**WORK TO DO**
Transcribe the full listing exactly, and drop every picture.

※

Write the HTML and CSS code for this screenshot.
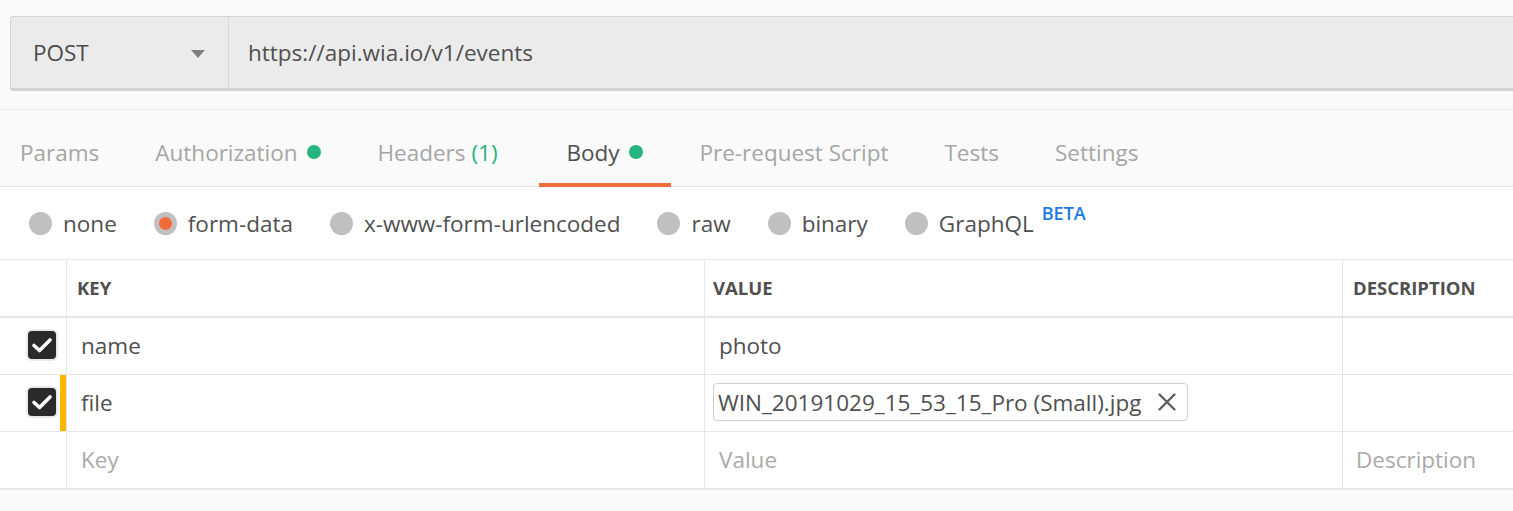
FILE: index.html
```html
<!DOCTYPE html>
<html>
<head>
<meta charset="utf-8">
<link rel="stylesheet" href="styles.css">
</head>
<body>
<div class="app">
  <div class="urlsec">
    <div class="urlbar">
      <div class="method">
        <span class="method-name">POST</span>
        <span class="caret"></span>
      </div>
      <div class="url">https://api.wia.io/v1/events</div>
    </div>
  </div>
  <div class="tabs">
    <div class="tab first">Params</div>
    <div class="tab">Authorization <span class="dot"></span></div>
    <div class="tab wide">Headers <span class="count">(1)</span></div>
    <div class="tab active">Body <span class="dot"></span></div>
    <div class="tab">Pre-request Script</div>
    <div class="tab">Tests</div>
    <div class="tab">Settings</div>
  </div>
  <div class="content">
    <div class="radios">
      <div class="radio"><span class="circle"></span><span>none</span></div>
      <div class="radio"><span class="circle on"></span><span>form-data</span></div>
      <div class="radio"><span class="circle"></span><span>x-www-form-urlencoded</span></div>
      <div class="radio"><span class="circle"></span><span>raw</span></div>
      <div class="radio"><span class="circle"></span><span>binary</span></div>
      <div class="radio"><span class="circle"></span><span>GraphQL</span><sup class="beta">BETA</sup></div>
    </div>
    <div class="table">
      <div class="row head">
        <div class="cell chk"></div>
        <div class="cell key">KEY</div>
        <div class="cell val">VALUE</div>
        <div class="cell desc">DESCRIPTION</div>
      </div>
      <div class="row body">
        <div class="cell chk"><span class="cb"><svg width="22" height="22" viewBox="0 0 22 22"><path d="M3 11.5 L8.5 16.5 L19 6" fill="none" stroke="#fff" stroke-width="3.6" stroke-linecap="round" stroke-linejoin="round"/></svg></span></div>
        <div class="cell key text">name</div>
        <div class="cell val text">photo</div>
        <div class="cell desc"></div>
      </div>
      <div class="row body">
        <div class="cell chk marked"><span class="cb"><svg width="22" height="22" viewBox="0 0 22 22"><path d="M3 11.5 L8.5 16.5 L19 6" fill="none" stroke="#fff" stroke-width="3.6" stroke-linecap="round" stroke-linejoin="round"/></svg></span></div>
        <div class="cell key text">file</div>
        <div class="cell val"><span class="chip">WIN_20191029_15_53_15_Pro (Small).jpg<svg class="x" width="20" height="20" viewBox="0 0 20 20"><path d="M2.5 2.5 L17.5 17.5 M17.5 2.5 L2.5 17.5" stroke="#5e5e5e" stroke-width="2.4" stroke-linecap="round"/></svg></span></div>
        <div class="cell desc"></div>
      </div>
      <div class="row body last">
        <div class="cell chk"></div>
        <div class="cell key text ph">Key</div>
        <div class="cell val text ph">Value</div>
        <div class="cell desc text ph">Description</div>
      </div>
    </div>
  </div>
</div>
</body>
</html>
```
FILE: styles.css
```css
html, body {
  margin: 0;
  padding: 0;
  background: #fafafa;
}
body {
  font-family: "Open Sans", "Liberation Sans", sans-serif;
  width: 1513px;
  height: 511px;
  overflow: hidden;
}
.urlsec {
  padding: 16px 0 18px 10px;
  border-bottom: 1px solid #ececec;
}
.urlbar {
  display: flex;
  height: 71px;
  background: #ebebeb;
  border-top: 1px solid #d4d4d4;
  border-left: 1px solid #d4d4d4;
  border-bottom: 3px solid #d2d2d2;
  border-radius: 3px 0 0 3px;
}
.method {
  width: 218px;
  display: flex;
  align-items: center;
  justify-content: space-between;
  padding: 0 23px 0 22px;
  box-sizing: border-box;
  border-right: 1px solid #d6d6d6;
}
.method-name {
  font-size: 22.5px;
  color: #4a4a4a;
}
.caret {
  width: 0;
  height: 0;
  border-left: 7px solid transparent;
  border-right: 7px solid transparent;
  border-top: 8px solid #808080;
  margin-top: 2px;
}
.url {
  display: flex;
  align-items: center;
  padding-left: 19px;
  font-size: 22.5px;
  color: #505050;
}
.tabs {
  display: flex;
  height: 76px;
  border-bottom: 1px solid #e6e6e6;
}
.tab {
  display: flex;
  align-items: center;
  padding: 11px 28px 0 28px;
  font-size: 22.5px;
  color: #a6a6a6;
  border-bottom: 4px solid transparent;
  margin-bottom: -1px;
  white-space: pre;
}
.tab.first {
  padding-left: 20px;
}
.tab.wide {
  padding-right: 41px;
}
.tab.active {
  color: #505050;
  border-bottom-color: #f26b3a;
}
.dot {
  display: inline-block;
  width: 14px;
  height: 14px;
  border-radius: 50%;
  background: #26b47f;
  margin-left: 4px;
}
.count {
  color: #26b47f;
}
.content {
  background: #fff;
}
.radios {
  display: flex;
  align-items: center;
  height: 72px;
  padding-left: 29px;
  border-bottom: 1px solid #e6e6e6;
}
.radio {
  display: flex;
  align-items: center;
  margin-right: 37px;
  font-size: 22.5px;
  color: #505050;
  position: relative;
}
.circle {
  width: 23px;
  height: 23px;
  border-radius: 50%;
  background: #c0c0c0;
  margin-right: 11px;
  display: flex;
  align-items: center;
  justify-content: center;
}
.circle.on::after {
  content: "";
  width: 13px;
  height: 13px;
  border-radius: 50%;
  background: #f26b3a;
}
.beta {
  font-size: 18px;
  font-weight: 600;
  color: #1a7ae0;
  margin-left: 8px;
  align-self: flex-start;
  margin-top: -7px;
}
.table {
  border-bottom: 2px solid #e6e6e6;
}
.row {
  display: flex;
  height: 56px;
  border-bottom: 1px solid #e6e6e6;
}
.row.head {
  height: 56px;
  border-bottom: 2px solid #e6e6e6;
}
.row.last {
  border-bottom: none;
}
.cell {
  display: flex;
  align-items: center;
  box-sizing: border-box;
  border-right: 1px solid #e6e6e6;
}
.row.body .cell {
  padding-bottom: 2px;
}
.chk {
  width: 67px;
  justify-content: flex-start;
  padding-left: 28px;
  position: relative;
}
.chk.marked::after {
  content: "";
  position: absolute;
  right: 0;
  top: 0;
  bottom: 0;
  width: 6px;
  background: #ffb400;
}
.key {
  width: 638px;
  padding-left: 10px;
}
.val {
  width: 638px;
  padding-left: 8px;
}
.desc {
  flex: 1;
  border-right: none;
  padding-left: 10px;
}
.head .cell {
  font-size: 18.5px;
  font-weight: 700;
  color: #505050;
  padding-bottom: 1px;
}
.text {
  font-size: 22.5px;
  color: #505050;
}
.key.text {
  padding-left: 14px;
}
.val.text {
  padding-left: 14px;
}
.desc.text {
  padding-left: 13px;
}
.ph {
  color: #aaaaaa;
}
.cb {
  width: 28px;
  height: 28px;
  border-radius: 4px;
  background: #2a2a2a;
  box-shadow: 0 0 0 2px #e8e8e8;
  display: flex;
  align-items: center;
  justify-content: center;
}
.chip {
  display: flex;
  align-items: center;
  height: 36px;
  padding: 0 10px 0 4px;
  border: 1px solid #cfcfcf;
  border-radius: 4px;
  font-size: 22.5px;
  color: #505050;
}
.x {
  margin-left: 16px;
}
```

※

**CORRECT RESULT**
Write the HTML and CSS code for this screenshot.
FILE: index.html
```html
<!DOCTYPE html>
<html>
<head>
<meta charset="utf-8">
<link rel="stylesheet" href="styles.css">
</head>
<body>
<div class="app">
  <div class="urlsec">
    <div class="urlbar">
      <div class="method">
        <span class="method-name">POST</span>
        <span class="caret"></span>
      </div>
      <div class="url">https://api.wia.io/v1/events</div>
    </div>
  </div>
  <div class="tabs">
    <div class="tab first">Params</div>
    <div class="tab">Authorization <span class="dot"></span></div>
    <div class="tab wide">Headers <span class="count">(1)</span></div>
    <div class="tab active">Body <span class="dot"></span></div>
    <div class="tab">Pre-request Script</div>
    <div class="tab">Tests</div>
    <div class="tab">Settings</div>
  </div>
  <div class="content">
    <div class="radios">
      <div class="radio"><span class="circle"></span><span>none</span></div>
      <div class="radio"><span class="circle on"></span><span>form-data</span></div>
      <div class="radio"><span class="circle"></span><span>x-www-form-urlencoded</span></div>
      <div class="radio"><span class="circle"></span><span>raw</span></div>
      <div class="radio"><span class="circle"></span><span>binary</span></div>
      <div class="radio"><span class="circle"></span><span>GraphQL</span><sup class="beta">BETA</sup></div>
    </div>
    <div class="table">
      <div class="row head">
        <div class="cell chk"></div>
        <div class="cell key">KEY</div>
        <div class="cell val">VALUE</div>
        <div class="cell desc">DESCRIPTION</div>
      </div>
      <div class="row body">
        <div class="cell chk"><span class="cb"><svg width="22" height="22" viewBox="0 0 22 22"><path d="M3 11.5 L8.5 16.5 L19 6" fill="none" stroke="#fff" stroke-width="3.6" stroke-linecap="round" stroke-linejoin="round"/></svg></span></div>
        <div class="cell key text">name</div>
        <div class="cell val text">photo</div>
        <div class="cell desc"></div>
      </div>
      <div class="row body">
        <div class="cell chk marked"><span class="cb"><svg width="22" height="22" viewBox="0 0 22 22"><path d="M3 11.5 L8.5 16.5 L19 6" fill="none" stroke="#fff" stroke-width="3.6" stroke-linecap="round" stroke-linejoin="round"/></svg></span></div>
        <div class="cell key text">file</div>
        <div class="cell val"><span class="chip">WIN_20191029_15_53_15_Pro (Small).jpg<svg class="x" width="20" height="20" viewBox="0 0 20 20"><path d="M2.5 2.5 L17.5 17.5 M17.5 2.5 L2.5 17.5" stroke="#5e5e5e" stroke-width="2.4" stroke-linecap="round"/></svg></span></div>
        <div class="cell desc"></div>
      </div>
      <div class="row body last">
        <div class="cell chk"></div>
        <div class="cell key text ph">Key</div>
        <div class="cell val text ph">Value</div>
        <div class="cell desc text ph">Description</div>
      </div>
    </div>
  </div>
</div>
</body>
</html>
```
FILE: styles.css
```css
html, body {
  margin: 0;
  padding: 0;
  background: #fafafa;
}
body {
  font-family: "Open Sans", "Liberation Sans", sans-serif;
  width: 1513px;
  height: 511px;
  overflow: hidden;
}
.urlsec {
  padding: 16px 0 18px 10px;
  border-bottom: 1px solid #ececec;
}
.urlbar {
  display: flex;
  height: 71px;
  background: #ebebeb;
  border-top: 1px solid #d4d4d4;
  border-left: 1px solid #d4d4d4;
  border-bottom: 3px solid #d2d2d2;
  border-radius: 3px 0 0 3px;
}
.method {
  width: 218px;
  display: flex;
  align-items: center;
  justify-content: space-between;
  padding: 0 23px 0 22px;
  box-sizing: border-box;
  border-right: 1px solid #d6d6d6;
}
.method-name {
  font-size: 22.5px;
  color: #4a4a4a;
}
.caret {
  width: 0;
  height: 0;
  border-left: 7px solid transparent;
  border-right: 7px solid transparent;
  border-top: 8px solid #808080;
  margin-top: 2px;
}
.url {
  display: flex;
  align-items: center;
  padding-left: 19px;
  font-size: 22.5px;
  color: #505050;
}
.tabs {
  display: flex;
  height: 76px;
  border-bottom: 1px solid #e6e6e6;
}
.tab {
  display: flex;
  align-items: center;
  padding: 11px 28px 0 28px;
  font-size: 22.5px;
  color: #a6a6a6;
  border-bottom: 4px solid transparent;
  margin-bottom: -1px;
  white-space: pre;
}
.tab.first {
  padding-left: 20px;
}
.tab.wide {
  padding-right: 41px;
}
.tab.active {
  color: #505050;
  border-bottom-color: #f26b3a;
}
.dot {
  display: inline-block;
  width: 14px;
  height: 14px;
  border-radius: 50%;
  background: #26b47f;
  margin-left: 4px;
}
.count {
  color: #26b47f;
}
.content {
  background: #fff;
}
.radios {
  display: flex;
  align-items: center;
  height: 72px;
  padding-left: 29px;
  border-bottom: 1px solid #e6e6e6;
}
.radio {
  display: flex;
  align-items: center;
  margin-right: 37px;
  font-size: 22.5px;
  color: #505050;
  position: relative;
}
.circle {
  width: 23px;
  height: 23px;
  border-radius: 50%;
  background: #c0c0c0;
  margin-right: 11px;
  display: flex;
  align-items: center;
  justify-content: center;
}
.circle.on::after {
  content: "";
  width: 13px;
  height: 13px;
  border-radius: 50%;
  background: #f26b3a;
}
.beta {
  font-size: 18px;
  font-weight: 600;
  color: #1a7ae0;
  margin-left: 8px;
  align-self: flex-start;
  margin-top: -7px;
}
.table {
  border-bottom: 2px solid #e6e6e6;
}
.row {
  display: flex;
  height: 56px;
  border-bottom: 1px solid #e6e6e6;
}
.row.head {
  height: 56px;
  border-bottom: 2px solid #e6e6e6;
}
.row.last {
  border-bottom: none;
}
.cell {
  display: flex;
  align-items: center;
  box-sizing: border-box;
  border-right: 1px solid #e6e6e6;
}
.row.body .cell {
  padding-bottom: 2px;
}
.chk {
  width: 67px;
  justify-content: flex-start;
  padding-left: 28px;
  position: relative;
}
.chk.marked::after {
  content: "";
  position: absolute;
  right: 0;
  top: 0;
  bottom: 0;
  width: 6px;
  background: #ffb400;
}
.key {
  width: 638px;
  padding-left: 10px;
}
.val {
  width: 638px;
  padding-left: 8px;
}
.desc {
  flex: 1;
  border-right: none;
  padding-left: 10px;
}
.head .cell {
  font-size: 18.5px;
  font-weight: 700;
  color: #505050;
  padding-bottom: 1px;
}
.text {
  font-size: 22.5px;
  color: #505050;
}
.key.text {
  padding-left: 14px;
}
.val.text {
  padding-left: 14px;
}
.desc.text {
  padding-left: 13px;
}
.ph {
  color: #aaaaaa;
}
.cb {
  width: 28px;
  height: 28px;
  border-radius: 4px;
  background: #2a2a2a;
  box-shadow: 0 0 0 2px #e8e8e8;
  display: flex;
  align-items: center;
  justify-content: center;
}
.chip {
  display: flex;
  align-items: center;
  height: 36px;
  padding: 0 10px 0 4px;
  border: 1px solid #cfcfcf;
  border-radius: 4px;
  font-size: 22.5px;
  color: #505050;
}
.x {
  margin-left: 16px;
}
```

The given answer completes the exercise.